DATA SEGMENT:

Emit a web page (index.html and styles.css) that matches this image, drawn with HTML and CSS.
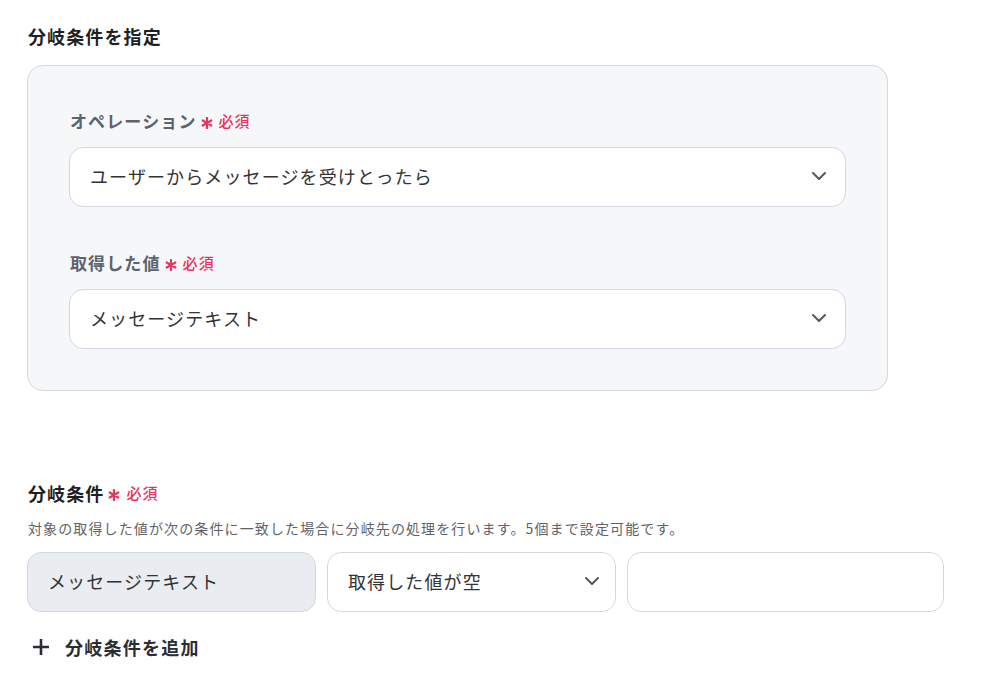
FILE: index.html
```html
<!DOCTYPE html>
<html lang="ja">
<head>
<meta charset="utf-8">
<title>分岐条件を指定</title>
<link rel="stylesheet" href="styles.css">
</head>
<body>
<main class="page">
  <h2 class="title">分岐条件を指定</h2>

  <section class="panel">
    <div class="field">
      <div class="label">オペレーション<span class="req"><svg class="ast" viewBox="0 0 12 12"><path d="M6 1v10M1.7 3.5l8.6 5M1.7 8.5l8.6-5"/></svg>必須</span></div>
      <div class="select">
        <span>ユーザーからメッセージを受けとったら</span>
        <svg class="chev" viewBox="0 0 14 8"><path d="M1 1l6 6 6-6"/></svg>
      </div>
    </div>
    <div class="field">
      <div class="label">取得した値<span class="req"><svg class="ast" viewBox="0 0 12 12"><path d="M6 1v10M1.7 3.5l8.6 5M1.7 8.5l8.6-5"/></svg>必須</span></div>
      <div class="select">
        <span>メッセージテキスト</span>
        <svg class="chev" viewBox="0 0 14 8"><path d="M1 1l6 6 6-6"/></svg>
      </div>
    </div>
  </section>

  <section class="conditions">
    <div class="label label-dark">分岐条件<span class="req"><svg class="ast" viewBox="0 0 12 12"><path d="M6 1v10M1.7 3.5l8.6 5M1.7 8.5l8.6-5"/></svg>必須</span></div>
    <p class="help">対象の取得した値が次の条件に一致した場合に分岐先の処理を行います。5個まで設定可能です。</p>
    <div class="row">
      <div class="box box-fixed">メッセージテキスト</div>
      <div class="box box-select">
        <span>取得した値が空</span>
        <svg class="chev" viewBox="0 0 14 8"><path d="M1 1l6 6 6-6"/></svg>
      </div>
      <div class="box box-input"></div>
    </div>
    <button class="add" type="button">
      <svg class="plus" viewBox="0 0 18 18"><path d="M9 1v16M1 9h16"/></svg>
      <span>分岐条件を追加</span>
    </button>
  </section>
</main>
</body>
</html>
```

FILE: styles.css
```css
* {
  box-sizing: border-box;
}

html, body {
  margin: 0;
  padding: 0;
  background: #ffffff;
}

body {
  font-family: "Noto Sans CJK JP", "Noto Sans", sans-serif;
  color: #222222;
  letter-spacing: 0.07em;
}

.page {
  padding: 23px 28px 0 27px;
}

.title {
  margin: 0 0 0 1px;
  font-size: 18px;
  line-height: 26px;
  font-weight: 700;
  color: #1f1f1f;
}

.panel {
  margin-top: 16px;
  width: 861px;
  padding: 43px 41px 41px 41px;
  background: #f6f7f9;
  border: 1px solid #d3d8e0;
  border-radius: 16px;
  display: flex;
  flex-direction: column;
  gap: 44px;
}

.field {
  display: flex;
  flex-direction: column;
  gap: 14px;
}

.label {
  display: flex;
  align-items: center;
  margin-left: 1px;
  font-size: 17px;
  line-height: 24px;
  font-weight: 700;
  color: #5c636e;
}

.label-dark {
  font-size: 18px;
  color: #1f1f1f;
}

.req {
  display: inline-flex;
  align-items: center;
  margin-left: 4px;
  font-size: 15px;
  font-weight: 500;
  color: #e8335c;
}

.ast {
  width: 12px;
  height: 12px;
  margin-right: 6px;
  margin-top: 3px;
  fill: none;
  stroke: #e8335c;
  stroke-width: 2.2;
  stroke-linecap: round;
}

.select {
  height: 60px;
  display: flex;
  align-items: center;
  justify-content: space-between;
  padding: 0 19px 2px 20px;
  background: #ffffff;
  border: 1px solid #d3d8e0;
  border-radius: 14px;
  font-size: 18px;
  color: #333333;
}

.chev {
  width: 14px;
  height: 8px;
  fill: none;
  stroke: #555a60;
  stroke-width: 2;
  stroke-linecap: round;
  stroke-linejoin: round;
}

.conditions {
  margin-top: 90px;
}

.help {
  margin: 13px 0 0 1px;
  font-size: 14px;
  line-height: 20px;
  color: #5f6368;
}

.row {
  margin-top: 14px;
  display: flex;
  gap: 11px;
}

.box {
  height: 60px;
  display: flex;
  align-items: center;
  padding-bottom: 2px;
  border: 1px solid #d3d8e0;
  border-radius: 14px;
  font-size: 18px;
  color: #333333;
}

.box-fixed {
  width: 289px;
  padding-left: 20px;
  padding-right: 20px;
  background: #e9ecf1;
}

.box-select {
  width: 289px;
  padding-left: 20px;
  padding-right: 16px;
  justify-content: space-between;
  background: #ffffff;
}

.box-input {
  width: 317px;
  background: #ffffff;
}

.add {
  margin-top: 23px;
  padding: 0;
  display: flex;
  align-items: center;
  gap: 15px;
  background: none;
  border: none;
  font-family: inherit;
  font-size: 18px;
  line-height: 24px;
  font-weight: 700;
  letter-spacing: 0.07em;
  color: #2a2d33;
}

.plus {
  width: 18px;
  height: 18px;
  margin-left: 5px;
  fill: none;
  stroke: #2a2d33;
  stroke-width: 2.6;
}
```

WRITTEN PROBLEM: Except for the pictures, give all the material above again verbatim.

RESULT:
Emit a web page (index.html and styles.css) that matches this image, drawn with HTML and CSS.
FILE: index.html
```html
<!DOCTYPE html>
<html lang="ja">
<head>
<meta charset="utf-8">
<title>分岐条件を指定</title>
<link rel="stylesheet" href="styles.css">
</head>
<body>
<main class="page">
  <h2 class="title">分岐条件を指定</h2>

  <section class="panel">
    <div class="field">
      <div class="label">オペレーション<span class="req"><svg class="ast" viewBox="0 0 12 12"><path d="M6 1v10M1.7 3.5l8.6 5M1.7 8.5l8.6-5"/></svg>必須</span></div>
      <div class="select">
        <span>ユーザーからメッセージを受けとったら</span>
        <svg class="chev" viewBox="0 0 14 8"><path d="M1 1l6 6 6-6"/></svg>
      </div>
    </div>
    <div class="field">
      <div class="label">取得した値<span class="req"><svg class="ast" viewBox="0 0 12 12"><path d="M6 1v10M1.7 3.5l8.6 5M1.7 8.5l8.6-5"/></svg>必須</span></div>
      <div class="select">
        <span>メッセージテキスト</span>
        <svg class="chev" viewBox="0 0 14 8"><path d="M1 1l6 6 6-6"/></svg>
      </div>
    </div>
  </section>

  <section class="conditions">
    <div class="label label-dark">分岐条件<span class="req"><svg class="ast" viewBox="0 0 12 12"><path d="M6 1v10M1.7 3.5l8.6 5M1.7 8.5l8.6-5"/></svg>必須</span></div>
    <p class="help">対象の取得した値が次の条件に一致した場合に分岐先の処理を行います。5個まで設定可能です。</p>
    <div class="row">
      <div class="box box-fixed">メッセージテキスト</div>
      <div class="box box-select">
        <span>取得した値が空</span>
        <svg class="chev" viewBox="0 0 14 8"><path d="M1 1l6 6 6-6"/></svg>
      </div>
      <div class="box box-input"></div>
    </div>
    <button class="add" type="button">
      <svg class="plus" viewBox="0 0 18 18"><path d="M9 1v16M1 9h16"/></svg>
      <span>分岐条件を追加</span>
    </button>
  </section>
</main>
</body>
</html>
```

FILE: styles.css
```css
* {
  box-sizing: border-box;
}

html, body {
  margin: 0;
  padding: 0;
  background: #ffffff;
}

body {
  font-family: "Noto Sans CJK JP", "Noto Sans", sans-serif;
  color: #222222;
  letter-spacing: 0.07em;
}

.page {
  padding: 23px 28px 0 27px;
}

.title {
  margin: 0 0 0 1px;
  font-size: 18px;
  line-height: 26px;
  font-weight: 700;
  color: #1f1f1f;
}

.panel {
  margin-top: 16px;
  width: 861px;
  padding: 43px 41px 41px 41px;
  background: #f6f7f9;
  border: 1px solid #d3d8e0;
  border-radius: 16px;
  display: flex;
  flex-direction: column;
  gap: 44px;
}

.field {
  display: flex;
  flex-direction: column;
  gap: 14px;
}

.label {
  display: flex;
  align-items: center;
  margin-left: 1px;
  font-size: 17px;
  line-height: 24px;
  font-weight: 700;
  color: #5c636e;
}

.label-dark {
  font-size: 18px;
  color: #1f1f1f;
}

.req {
  display: inline-flex;
  align-items: center;
  margin-left: 4px;
  font-size: 15px;
  font-weight: 500;
  color: #e8335c;
}

.ast {
  width: 12px;
  height: 12px;
  margin-right: 6px;
  margin-top: 3px;
  fill: none;
  stroke: #e8335c;
  stroke-width: 2.2;
  stroke-linecap: round;
}

.select {
  height: 60px;
  display: flex;
  align-items: center;
  justify-content: space-between;
  padding: 0 19px 2px 20px;
  background: #ffffff;
  border: 1px solid #d3d8e0;
  border-radius: 14px;
  font-size: 18px;
  color: #333333;
}

.chev {
  width: 14px;
  height: 8px;
  fill: none;
  stroke: #555a60;
  stroke-width: 2;
  stroke-linecap: round;
  stroke-linejoin: round;
}

.conditions {
  margin-top: 90px;
}

.help {
  margin: 13px 0 0 1px;
  font-size: 14px;
  line-height: 20px;
  color: #5f6368;
}

.row {
  margin-top: 14px;
  display: flex;
  gap: 11px;
}

.box {
  height: 60px;
  display: flex;
  align-items: center;
  padding-bottom: 2px;
  border: 1px solid #d3d8e0;
  border-radius: 14px;
  font-size: 18px;
  color: #333333;
}

.box-fixed {
  width: 289px;
  padding-left: 20px;
  padding-right: 20px;
  background: #e9ecf1;
}

.box-select {
  width: 289px;
  padding-left: 20px;
  padding-right: 16px;
  justify-content: space-between;
  background: #ffffff;
}

.box-input {
  width: 317px;
  background: #ffffff;
}

.add {
  margin-top: 23px;
  padding: 0;
  display: flex;
  align-items: center;
  gap: 15px;
  background: none;
  border: none;
  font-family: inherit;
  font-size: 18px;
  line-height: 24px;
  font-weight: 700;
  letter-spacing: 0.07em;
  color: #2a2d33;
}

.plus {
  width: 18px;
  height: 18px;
  margin-left: 5px;
  fill: none;
  stroke: #2a2d33;
  stroke-width: 2.6;
}
```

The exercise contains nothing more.